Le nouveau gouvernement allemand, qui sera élu en septembre 2021, il y aura plusieurs grands dossiers d'avenir de la coopération européenne en matière de défense à traiter. Les différences politiques entre l'Allemagne et la France en terme de défense mettent régulièrement en lumière le débat fondamental entre l'inclusivité et la capacité d'action dans la politique étrangère et de défense européenne. En substance, la question est de savoir si la politique de défense européenne doit servir en premier lieu l’entente, la confiance et la coopération intereuropéennes ou si elle doit poursuivre une stratégie concrète de politique de sécurité et rendre possible des missions militaires dans le voisinage de l'Europe. Si l'on suit la première approche, il s'agit avant tout de créer des conditions de base, de développer les capacités et de renforcer les institutions correspondantes. Cette approche tournée vers l'intérieur est essentiellement inclusive et axée sur le consensus. Cette logique envisage la contribution européenne à l'OTAN principalement sous l'angle d'une défense territoriale accrue et de la dissuasion. La seconde approche axe le renforcement des capacités directement sur la réalisation d'objectifs concrets en matière de politique de sécurité, s'appuie sur un processus décisionnel plus souple (« l'Europe à plusieurs vitesses ») et inclut le positionnement sécuritaire et la projection de puissance au-delà des frontières de l'Europe - ce qui alimente parfois le débat sur la concurrence avec l'OTAN.

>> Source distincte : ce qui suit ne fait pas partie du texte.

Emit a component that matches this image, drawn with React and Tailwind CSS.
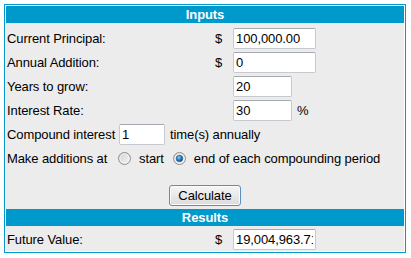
import React from "react";

function Radio({ checked }) {
  return (
    <svg width="13" height="13" viewBox="0 0 13 13" className="shrink-0">
      <defs>
        <linearGradient id={checked ? "rg1" : "rg0"} x1="0" y1="0" x2="1" y2="1">
          <stop offset="0" stopColor="#d0d0d0" />
          <stop offset="1" stopColor="#f7f7f7" />
        </linearGradient>
        <radialGradient id="dot" cx="0.4" cy="0.35" r="0.7">
          <stop offset="0" stopColor="#8ad0f5" />
          <stop offset="0.5" stopColor="#2a7fc0" />
          <stop offset="1" stopColor="#12467a" />
        </radialGradient>
      </defs>
      <circle cx="6.5" cy="6.5" r="6" fill={`url(#${checked ? "rg1" : "rg0"})`} stroke="#8e8f8f" strokeWidth="1" />
      <circle cx="6.5" cy="6.5" r="4.5" fill="none" stroke="#f4f4f4" strokeWidth="0.8" />
      {checked && <circle cx="6.5" cy="6.5" r="3.3" fill="url(#dot)" stroke="#1f4f80" strokeWidth="0.5" />}
    </svg>
  );
}

function Box({ value, w }) {
  return (
    <input
      readOnly
      value={value}
      className={`${w} h-[21px] border border-[#c6c9cf] border-t-[#a5a8ae] rounded-[2px] bg-white px-[2px] text-[13px] text-black outline-none tracking-[-0.1px]`}
    />
  );
}

export default function App() {
  return (
    <div className="pt-[4px] pl-[4px] font-['Liberation_Sans',Arial,sans-serif] text-[13px] text-black leading-none tracking-[-0.1px]">
      <div className="w-[402px] border border-[#0099cc] bg-white p-[1px]">
        <div className="h-[17px] bg-[#0099cc] text-white font-bold flex items-center justify-center">Inputs</div>
        <div className="bg-[#ececec] pt-[3px] pb-[3px]">
          <div className="h-[24px] flex items-center pl-[1px]">
            <span className="w-[208px]">Current Principal:</span>
            <span className="w-[18px]">$</span>
            <Box value="100,000.00" w="w-[83px]" />
          </div>
          <div className="h-[24px] flex items-center pl-[1px]">
            <span className="w-[208px]">Annual Addition:</span>
            <span className="w-[18px]">$</span>
            <Box value="0" w="w-[83px]" />
          </div>
          <div className="h-[24px] flex items-center pl-[1px]">
            <span className="w-[226px]">Years to grow:</span>
            <Box value="20" w="w-[59px]" />
          </div>
          <div className="h-[24px] flex items-center pl-[1px]">
            <span className="w-[226px]">Interest Rate:</span>
            <Box value="30" w="w-[59px]" />
            <span className="ml-[5px]">%</span>
          </div>
          <div className="h-[24px] flex items-center pl-[1px]">
            <span className="w-[112px]">Compound interest</span>
            <Box value="1" w="w-[46px]" />
            <span className="ml-[5px]">time(s) annually</span>
          </div>
          <div className="h-[24px] flex items-center pl-[1px]">
            <span className="w-[111px]">Make additions at</span>
            <Radio checked={false} />
            <span className="ml-[8px]">start</span>
            <span className="ml-[9px]"><Radio checked={true} /></span>
            <span className="ml-[8px]">end of each compounding period</span>
          </div>
          <div className="flex justify-center mt-[15px]">
            <button className="w-[72px] h-[21px] border border-[#5b8fbf] rounded-[3px] bg-linear-to-b from-[#f6f6f6] to-[#dcdcdc] shadow-[inset_0_0_0_1px_#fbfbfb] text-[13px] text-black flex items-center justify-center">
              Calculate
            </button>
          </div>
        </div>
        <div className="h-[17px] bg-[#0099cc] text-white font-bold flex items-center justify-center">Results</div>
        <div className="bg-[#ececec] h-[25px] pt-[3px] pb-[1px] flex items-center pl-[1px]">
          <span className="w-[208px]">Future Value:</span>
          <span className="w-[18px]">$</span>
          <Box value="19,004,963.71" w="w-[83px]" />
        </div>
      </div>
    </div>
  );
}
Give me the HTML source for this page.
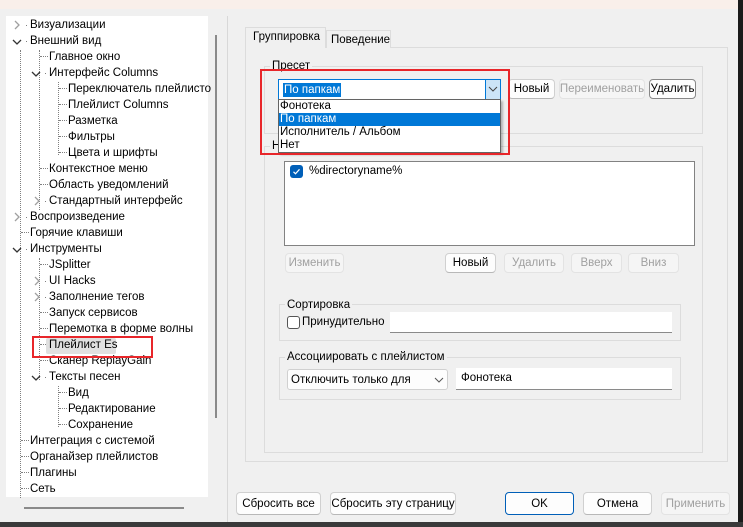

Au premier semestre 2021, le bureau bruxellois de la Fondation Friedrich Naumann pour la liberté a abordé cette question centrale dans le cadre de son Cercle Franco-Allemand pour la Sécurité et la Défense, consacré d'une part à l'initiative européenne de coopération structurée permanente (CSP) et d'autre part au projet d'armement franco-germano-espagnol Future Combat Air System (SCAF). Les défis existants entre la France et l'Allemagne dans la coopération européenne en matière de défense ont resurgi en relevant la tension existante entre l'inclusion et la capacité d'agir et entre le regard vers l'intérieur et l'extérieur.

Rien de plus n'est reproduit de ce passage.